LABOR: Strikes-of-the-Week

5 minute read
TIME

As sure a sign of Recovery as circus openings are of spring were the strikes popping and smoldering across the land last week.

¶ Confronted with a “sitdown” for more pay by his 133 employes, President Everett A. Wilsher of Detroit’s Gordon Baking Co. crawled into his plant through a window, sued for peace. Failing, he sent 20 constables armed with warrants, charging illegal possession. The constables tossed tear gas; the strikers returned loaves of bread. A Federal conciliator brought about a truce, persuaded the sit-downers to leave the plant pending negotiation.

¶ In eastern Michigan, some 200 bus drivers struck for a raise from 55¢ to 75¢ per hour, left thousands of commuters stranded on street corners in Flint, Pontiac, Mount Clemens, Wyandotte, Trenton, Detroit.

¶ Pennsylvania’s Governor Earle refused to close Reading’s Berkshire Knitting Mills, world’s largest hosiery manufacturers, where a strike against “sweatshop” conditions had been in progress since Oct. 1 (TIME, Dec. 7 & 14). Scattered through jails of four adjoining counties were 148 striking picketers who had been arrested for “blocking the sidewalk” after lying down in slush and snow outside the Berkshire plant. In Berks County Prison 13 picketers were given bread & water in solitary confinement after they had refused to weave carpets because that was not union labor. This week a battle between strikers and strikebreakers damaged 14 humans, six automobiles.

¶ In Park City, Utah, 400 striking silver miners, cheered on by wives and sweethearts, repulsed 17 automobile loads of would-be strikebreakers with fists and boots. One combatant was seriously in-jured when a woman bystander heaved a rock.

¶ Out to capture the automobile industry, John L. Lewis’ Committee for Industrial Organization continued to pursue its masterful strategy of skirmishing with parts makers, seriously embarrassing the industry without risking a head-on conflict. The two attacking C. I. O. unions, United Automobile Workers and Federation of Flat Glass Workers, formed a council for joint action. A victory was won when employes of Detroit’s Midland Steel Products Co. (Ford, Chrysler and other automobile frames) went back to work after a seven-day sit-down which won them more pay, abolition of piece work, union recognition. A sit-down of 5,000 employes in Detroit’s Kelsey-Hayes Wheel Co. (wheels for Ford, General Motors and other motor car makers) was halted by a promise of more pay, resumed this week when the company turned down U. A. W.’s other demands. Also in Detroit, a United Automobile Workers strike for higher pay spread throughout Aluminum Co. of America plants, by week’s end involved nearly 1,000 employes.

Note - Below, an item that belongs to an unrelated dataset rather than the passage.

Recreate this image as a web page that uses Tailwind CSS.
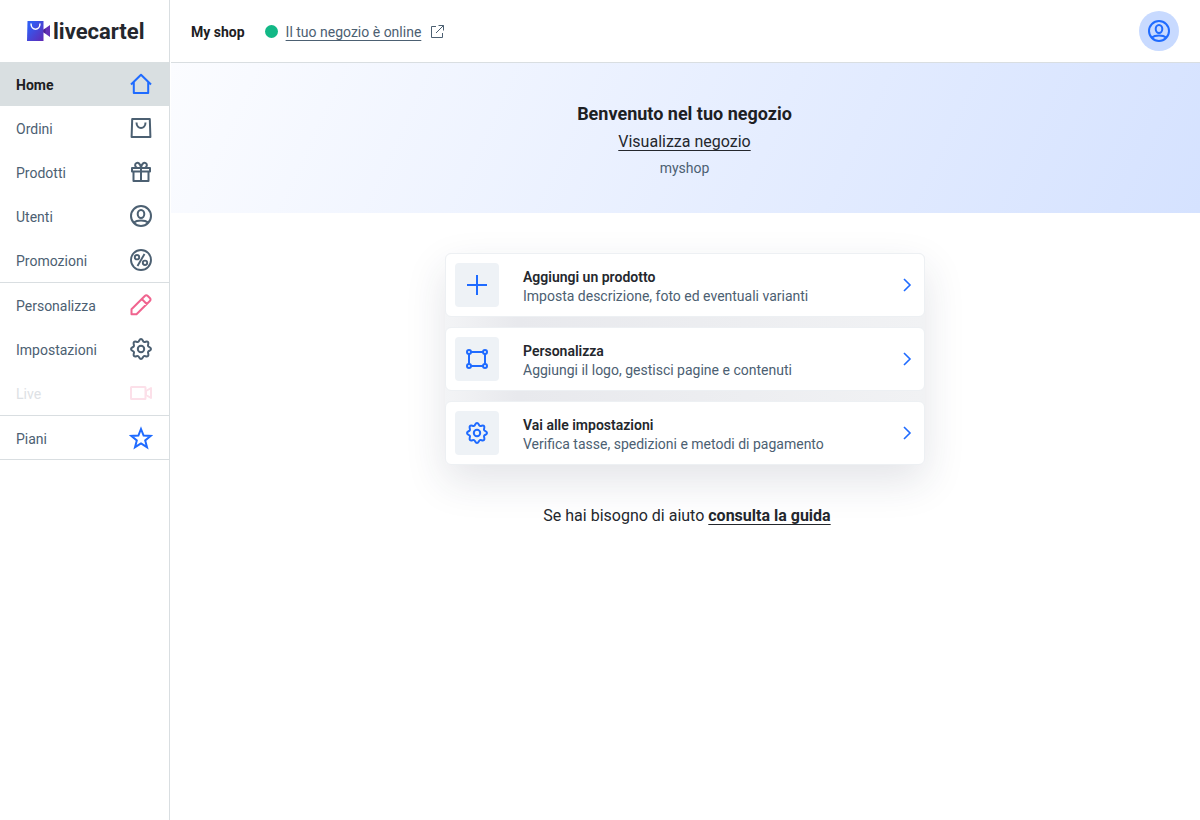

In Racine, Wis., where U. A. W. unionists have kept the J. I. Case Co. plant closed since Oct. 27, Circuit Judge M. M. Davison asserted his injunction limiting picketing had been violated with the complicity of the mayor and sheriff, declared a state of anarchy, asked Governor LaFollette to send militia.

In Pittsburgh, representatives of management and union met in the first joint conference of the seven-week-old strike of 7,000 Pittsburgh Plate Glass Co. workers.

In Ottawa, Ill., 1,300 employes of Libbey-Owens-Ford Glass Co. continued a sit-down in protest against a $4,000,000 job transferred from the Pittsburgh company.

A third C. I. O. union began sniping at the motor industry when 112 United Rubber Workers struck for higher pay in Akron’s Lowenthal Co. (rubber patching materials).

¶ When a tanker manned by strikebreaking seamen put in at the Pew family’s big Sun Shipbuilding & Drydock Co. yards in Chester, Pa., Sun members of the Industrial Union of Marine & Shipbuilding Workers refused to service it, struck. Union officials improved the occasion by demanding more pay, a 36-hour week, a closed shop. On the fourth morning some 1,500 strikebreakers lined up, marched toward the yards. Picketers met them with fists, bricks, clubs, lead pipes. Police rushed in with tear gas, managed to separate the rioters for a few minutes. On the second clash, five fire engines bore down on the seething mass—at 50 m.p.h., said strikers. Four men were seriously hurt, more than 100 banged and bruised. One aging striker was found dead of heart failure. State police continued to break up picket lines until Governor Earle called them off. This week, after President John G. Pew had appealed for a “Happy Christmas” at work, with discussion of differences postponed to the New Year, 3,000 of the company’s 4,500 employes returned to work.

¶ The biggest and costliest maritime strike in U. S. history dragged into its seventh week of deadlock. Characteristic of the lack of violence with which this struggle has progressed was the friendly chatting of Harry Bridges, Pacific Coast strike leader, and Roger D. Lapham, president of American-Hawaiian Steamship Co., as they waited their turns to debate the strike in San Francisco’s Civic Auditorium before a capacity audience of 15,000 (see cut). Characteristic of the stubborn determination which has made the strike a clash of irresistible v. immovable was each debater’s proclamation that his side would never yield on the strike’s crucial issue—control of hiring halls. So amiable was President Lapham, a onetime Harvard debater, that Australian-born Harry Bridges later wrote him a letter declaring: “If the employers as a group will exhibit the same sportsmanship and fairness that you did, the two sides can easily get together.”

At week’s end Leader Bridges flew East to address a series of mass meetings in Atlantic ports, try to persuade longshoremen to defy their officers, join the striking seamen. Anticipating the return from South America of apparently the only one who could settle the strike, Oakland and Berkeley, Calif.’s City Councils addressed to President Roosevelt a plea for “prompt and vigorous action.”